MCC Theater, NYC, March 10, 2024

Reviewed by Chip Deffaa

Ben Levi Ross and company
Photo: Joan Marcus

There’s much to love about The Connector, a tautly written, powerful new musical featuring a score by three-time Tony Award winner Jason Robert Brown and a book by Jonathan Marc Sherman. It was conceived and directed by Daisy Prince , who also directed Brown’s shows The Last Five Years and Songs for a New World.

This show had its New York premiere in a limited engagement (through March 17, 2024) at the MCC Theater. I hope it can be revived, either as a reprise at the not-for-profit MCC Theater or as a commercial theatrical production. It’s too rewarding a show to have only had a seven-week run in New York.

There are some imperfections, as is the case with all productions, but I enjoyed this show more than any new musical I’ve seen in a good while. I was intrigued from the very first notes of the music, immediately identifiable as that of Jason Robert Brown. I like what he does very much. Incidentally, Concord Theatricals has recorded an original cast album of The Connector, which they plan to release this spring. I’m looking forward to it.

This show has substance, the kind of substance you would expect much more from a drama than from a musical. I was pulled into the story by both the script and the score, and I was held throughout. I cared about the protagonist “Ethan Dobson,” an ambitious, aspiring journalist fresh out of Princeton (played superbly and wholly believably throughout by Ben Levi Ross). I felt for him, as his difficulties, very much of his own making mounted.

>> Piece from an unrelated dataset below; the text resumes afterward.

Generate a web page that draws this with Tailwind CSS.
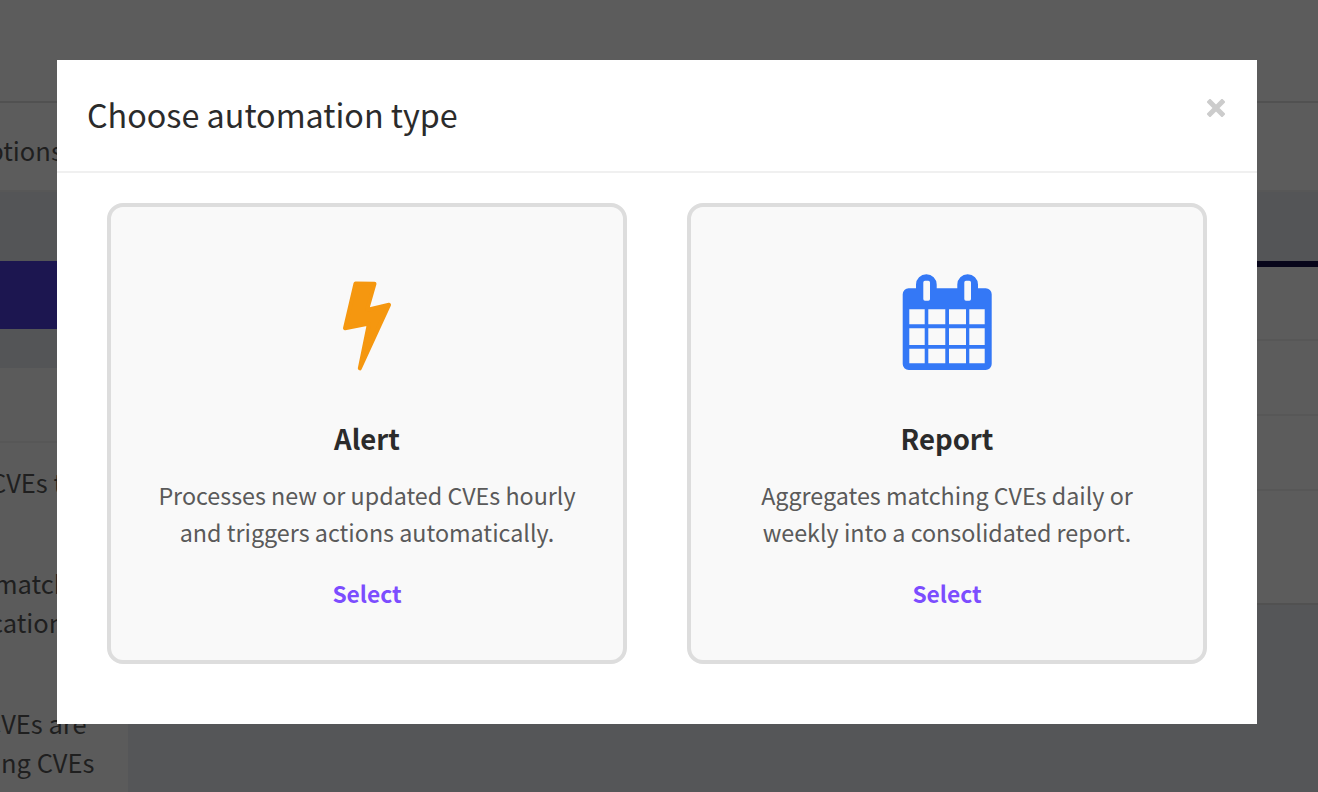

Scott Bakula, perhaps best known for starring amiably for five years in the original television version of Quantum Leap, was well cast as Conrad O’Brien, the aging editor of a prominent magazine, The Connector. I love the way Prince has staged one of the best scenes in the show—the musical number “The Voice of My Generation.” She has Ross mirroring Bakula’s movements, which is a wonderful choice that captures both the way O’Brien sees in Dobson a younger version of himself, and the way Dobson covets the kind of success that O’Brien has achieved. Their bonding was touching and utterly true to life. They both, at that point, see only a bright future. We suspect, even if these characters don’t, that the happiness they are currently feeling is not going to last. I liked that scene a lot.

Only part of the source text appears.